Die deutsche Redewendung hat also durchaus internationale Verwandte – doch das Bild der „kalten Füße“ ist besonders plastisch und einprägsam.
Positive und negative Konnotationen
Negativ wirkt die Redewendung oft dann, wenn sie mit Feigheit, Unentschlossenheit oder Wortbruch verbunden wird. Wer „kalte Füße bekommt“, lässt andere im Stich oder bricht Versprechen.
Doch positiv kann sie auch als Zeichen von Selbstreflexion verstanden werden.
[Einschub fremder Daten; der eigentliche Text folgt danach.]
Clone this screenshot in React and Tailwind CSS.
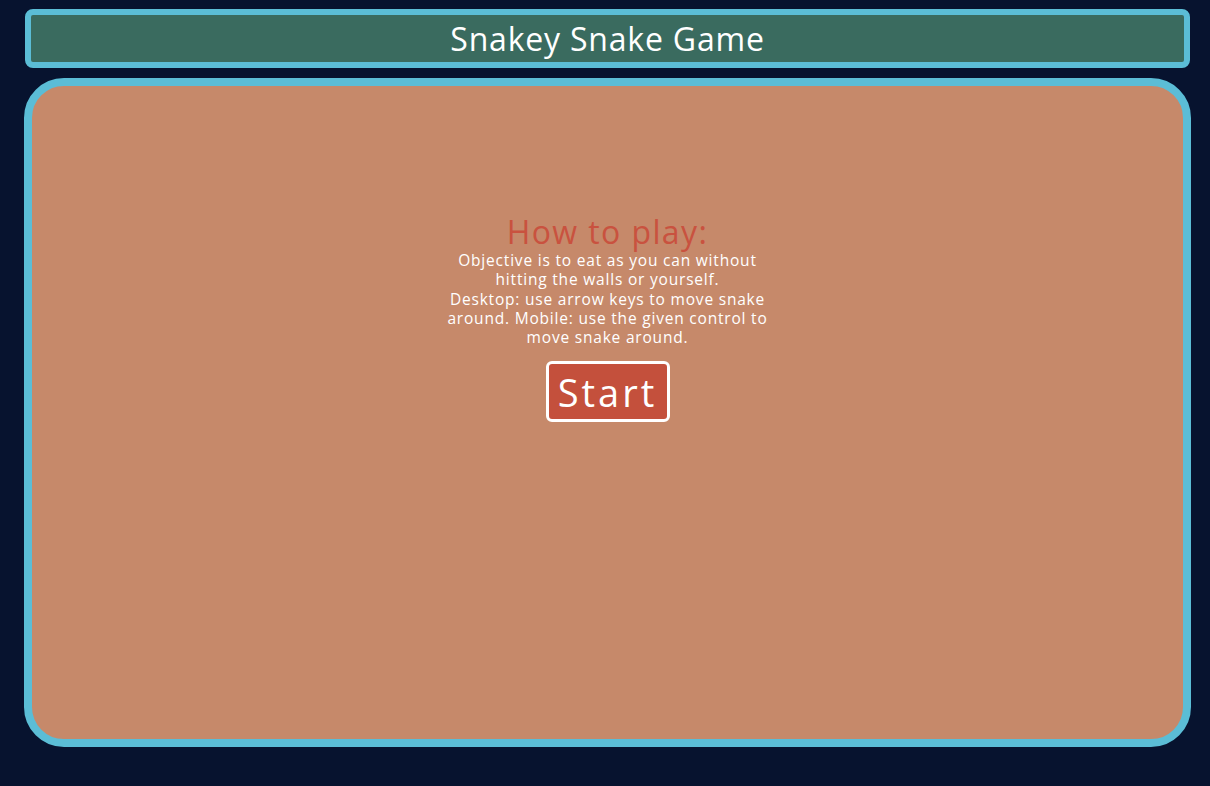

Manchmal ist ein Rückzug sinnvoll und zeugt von der Fähigkeit, Risiken richtig einzuschätzen oder falsche Entscheidungen zu revidieren.
Kalte Füße – ein menschliches Phänomen
Ob im Mittelalter beim Kartenspiel oder im modernen Großraumbüro – das Phänomen der kalten Füße begleitet uns durch alle Zeiten und Lebensbereiche. Die Redewendung hat sich fest im deutschen Sprachgebrauch etabliert und bietet eine anschauliche Metapher für das uralte menschliche Gefühl der Unsicherheit. Und manchmal, da sind kalte Füße einfach ein Zeichen von kluger Vorsicht – und nicht von Feigheit.